Как мне через перевод погрузить читателя в те условия, в которых написана эта книга? Как мне выразить идеи, эмоции и критику, переданные в виде текстовых и голосовых сообщений? Как мне верно перенести на английский новые формы и техники, которые Бехруз создает на фарси? Как мне передать сочетание курдского опыта с тюремным и многими другими?..

Какими способами литература может передавать смысл через намеки, обозначения, подсказки? Какие колониальные истории поведал заключенный курдский иранец, описывая свой опыт в Тюрьме Манус? Что особенного в точке зрения курда, неразрывно связанного со своей родиной и преданного делу освобождения? Что за уникальное видение присуще коренному жителю Курдистана? Через какие культурные коды нам толковать вложенные им смыслы? Какова связь между формой и значением в его книге? И есть ли в ней слои повествования, в которых приоритет отдается другим колонизированным народам и местам?

Ответственность была пугающей, а возможности – волнующими.

Изначально у нас были проблемы с переводом как общественно-политических моментов, так и поэтического характера оригинала на фарси.
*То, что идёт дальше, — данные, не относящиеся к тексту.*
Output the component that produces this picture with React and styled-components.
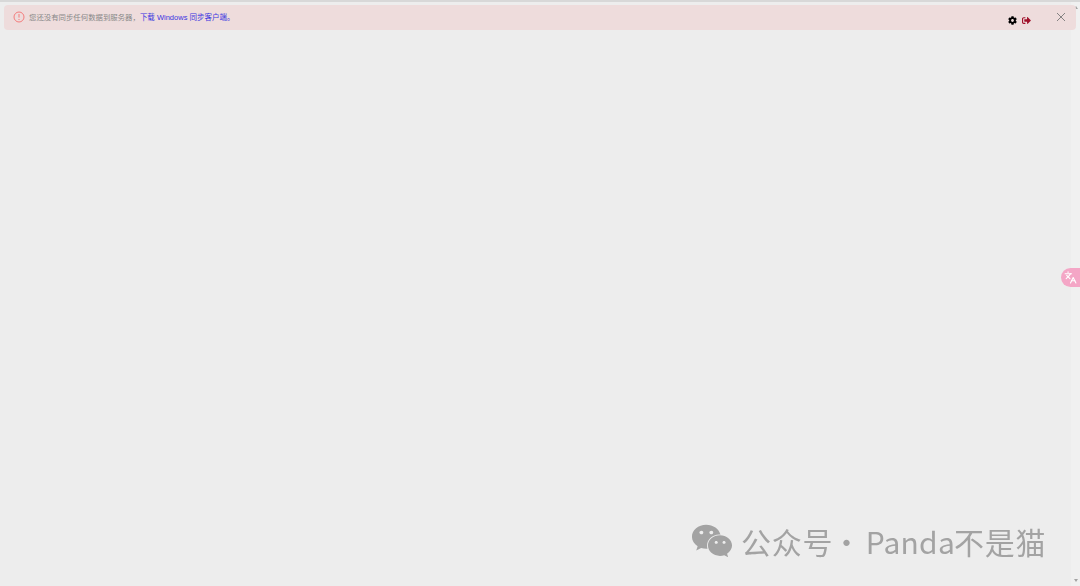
import React from "react";
import styled, { createGlobalStyle } from "styled-components";
import { FaCog, FaSignOutAlt, FaWeixin } from "react-icons/fa";
import { LuLanguages } from "react-icons/lu";

const Global = createGlobalStyle`
  html, body { margin: 0; padding: 0; height: 100%; background: #ededed; overflow: hidden; }
  #root { height: 100%; }
`;

const Page = styled.div`
  position: relative;
  width: 1080px;
  height: 586px;
  box-sizing: border-box;
  background: #ededed;
  border-top: 2px solid #d8d8d8;
  padding: 3px 4px 0;
  font-family: "Liberation Sans", "Noto Sans CJK SC", sans-serif;
  overflow: hidden;
`;

const Scrollbar = styled.div`
  position: absolute;
  top: 0;
  right: 0;
  bottom: 0;
  width: 9px;
  background: #f0f0f0;
  display: flex;
  flex-direction: column;
  justify-content: space-between;
  align-items: center;
  padding: 4px 0;
  box-sizing: border-box;
`;

const Arrow = styled.div`
  width: 0;
  height: 0;
  border-left: 2.5px solid transparent;
  border-right: 2.5px solid transparent;
  ${(p) => (p.$up ? "border-bottom: 3px solid #a3a3a3;" : "border-top: 3px solid #a3a3a3;")}
`;

const Alert = styled.div`
  position: relative;
  height: 25px;
  box-sizing: border-box;
  background: #eedcdc;
  border-radius: 4px;
  display: flex;
  align-items: center;
  padding: 0 9px 1px;
  font-size: 7.4px;
  color: #888;
`;

const AlertIcon = styled.svg`
  width: 12px;
  height: 12px;
  margin-right: 4px;
  flex: none;
`;

const Message = styled.span`
  padding-bottom: 2px;
`;

const Link = styled.span`
  color: #3a34e0;
  font-size: 7.5px;
`;

const Actions = styled.div`
  margin-left: auto;
  display: flex;
  align-items: center;
  gap: 5px;
  padding-top: 7px;
  margin-right: 36px;
`;

const Close = styled.svg`
  position: absolute;
  right: 10px;
  top: 7px;
  width: 10px;
  height: 10px;
`;

const Translate = styled.div`
  position: absolute;
  right: 0;
  top: 266px;
  width: 19px;
  height: 19px;
  border-radius: 9.5px 0 0 9.5px;
  background: #f4a6c6;
  color: #fff;
  display: flex;
  align-items: center;
  justify-content: center;
`;

const Watermark = styled.div`
  position: absolute;
  left: 691px;
  top: 518px;
  display: flex;
  align-items: center;
  gap: 8px;
  color: #a3a3a3;
  font-family: "Noto Sans CJK SC", "Noto Sans", sans-serif;
  font-size: 30px;
  line-height: 40px;
  white-space: nowrap;
  will-change: transform;
`;

const Handle = styled.span`
  letter-spacing: 0.8px;
`;

const Dot = styled.span`
  display: inline-block;
  margin: 0 -4px 0 -2px;
`;

const Latin = styled.span`
  letter-spacing: 0.2px;
  margin-right: -1px;
`;

export default function App() {
  return (
    <>
      <Global />
      <Page>
        <Scrollbar>
          <Arrow $up />
          <Arrow />
        </Scrollbar>
        <Alert>
          <AlertIcon viewBox="0 0 12 12" fill="none">
            <circle cx="6" cy="6" r="5" stroke="#f47c7c" strokeWidth="1" />
            <path d="M6 3v3.6M6 8v1" stroke="#f47c7c" strokeWidth="1" />
          </AlertIcon>
          <Message>
            您还没有同步任何数据到服务器，<Link>下载 Windows 同步客户端。</Link>
          </Message>
          <Actions>
            <FaCog size={9} color="#000" />
            <FaSignOutAlt size={9} color="#a0102a" />
          </Actions>
          <Close viewBox="0 0 10 10">
            <path d="M1 1l8 8M9 1l-8 8" stroke="#777" strokeWidth="0.9" fill="none" />
          </Close>
        </Alert>
        <Translate>
          <LuLanguages size={13} />
        </Translate>
        <Watermark>
          <FaWeixin size={42} />
          <Handle>
            公众号<Dot>·</Dot> <Latin>Panda</Latin>不是猫
          </Handle>
        </Watermark>
      </Page>
    </>
  );
}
Творчество Бехруза проистекает из различных литературных традиций и отражает условности поэтического стиля. Однако трудности интерпретации и перевода оригинала с фарси на английский открыли возможности для новых литературных экспериментов.

Чтобы передать атмосферу и особенности текста на английском языке, нам пришлось поэкспериментировать с различными техниками. Таким образом, перевод упорядочивает и представляет истории нестандартным образом, намеренно фрагментируя и разбивая предложения на отрывки, а также адаптируя и смешивая жанры и стили.